Having a website these days is a must, and the costs associated with having one can vary. I'd like for us to consider the good, the bad, and the ugly of website ownership, ranging from the basic costs of ownership to the deceptive techniques used to scam money from you to the dangers of malware, viruses, and ransomware which can wreak havoc on your website and cost you lots of time and money in the end.
First, the legitimate costs. There are three main costs for a website - the domain name, the hosting, and the maintenance.
The domain name is what you call your website (i.e. www.domainname.com), perhaps what your email addresses end in (i.e. firstname.lastname@example.org), and perhaps if you want to get fancy, some other things (i.e. greekfestival.domainname.com). If you have a custom domain, it should cost you somewhere around $12 per year. That is an annual cost. If you are paying more for that, something isn't right. Many parishes in the Greek Orthodox Archdiocese take advantage of having a free domain in the form of parishname.state.goarch.org to save on that annual cost.
Website hosting is a monthly cost and is about paying to have your website contents reside on a server somewhere. There is more variety here, but still is rather inexpensive. The Greek Orthodox Archdiocese of America Department of Internet Ministries offers free web hosting to its parishes for up to 1 GB of storage. Other hosting providers may charge anywhere from $0 - $20 per month for a basic website, but this could vary and become even more expensive if you have more specific needs. On average, $5 per month is a reasonable amount to pay.
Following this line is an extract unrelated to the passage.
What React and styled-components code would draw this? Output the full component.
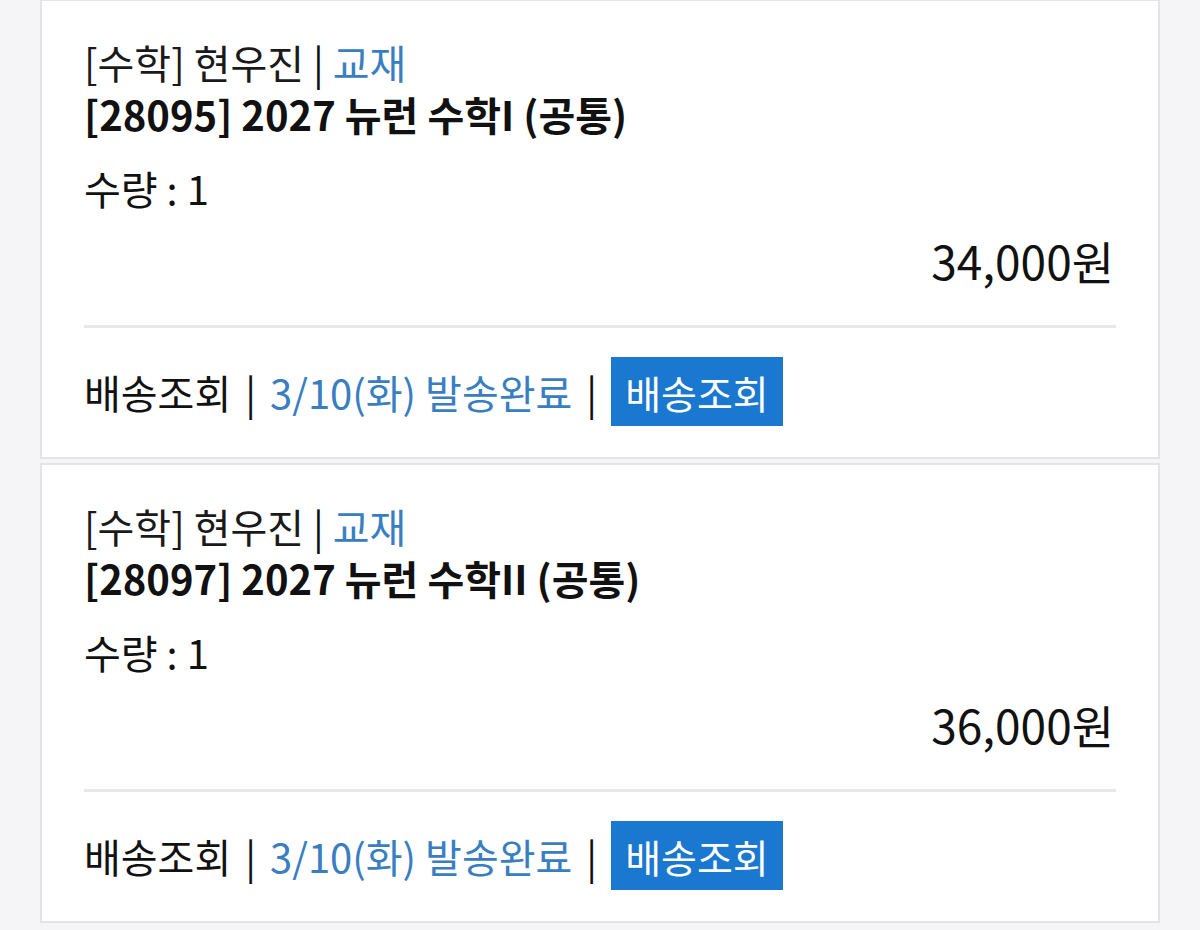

Maintenance costs can vary greatly. If you have a good volunteer or person already on staff who knows what he or she is doing, you may be set. But, don't assume that they just can blink their eyes and nod their head and the website is updated. Your webmaster - or if you are lucky, web team - spends his or her own time and energy to cultivate and craft the material for your website - taking photos and video, writing good quality content, and planning out your website and social media strategy. Those costs - even if they are volunteer hours - are more difficult to measure and will vary greatly depending on how your website is managed. If you are not so lucky to have a volunteer, be ready to pay anywhere from $25 - $150 per hour for work on your website.
Check out this article for more information about the good (real) costs: http://executionists.com/cost-to-build-websites-2014/
Unsuspecting small businesses each year get tricked into paying unnecessary fees for services they either don't need or don't even have. It is ever important to know exactly what you are using and what you are not using before paying a bill. Even if something looks real, double check with someone. If you are ever not sure if you should pay a bill, contact us at the Department of Internet Ministries, and we will help you sort things out.
For example, check out the bill for "Website Listing Service" below. I've altered it to say "yourdomain.org" instead of the parish's domain name that was listed. This company makes thousands and thousands of dollars off well-intentioned people every year simply because it looks like a real bill. Do not be fooled. It is a trap!
Many other companies such as this exist out there. I can't say it enough. If you aren't sure, ask us, and we will set you straight! Even the legitimate companies who provide real services will do what they can to sell you on extra services to just milk a few more dollars out of you.
For more about these bad costs, check out http://www.smallbusinessmiracles.com/spot-fake-internet-directory-domain-renewal-bills/
Finally, we come to the 'ugly.' Has your personal computer ever been infected with incessant popups, a virus, malware, or worse? The same thing can happen to your parish website. There are many people out there who enjoy causing trouble, perhaps just for the thrill of it or even to make some money in the process. Malicious code can be injected into your website if it is not secured properly and disrupt your ability to communicate in a moment's notice. Some of this malicious code is known as ransomware, because, as it hijacks your website or computer, it will demand payment in order to restore the site or else the hijacker will destroy all of your files. If you have ever experienced any of this, you know how ugly it can get.
It is essential in the face of all this for your webmaster to be vigilant in their maintenance of your website, keeping good backups, and ensuring that your code is updated and secure.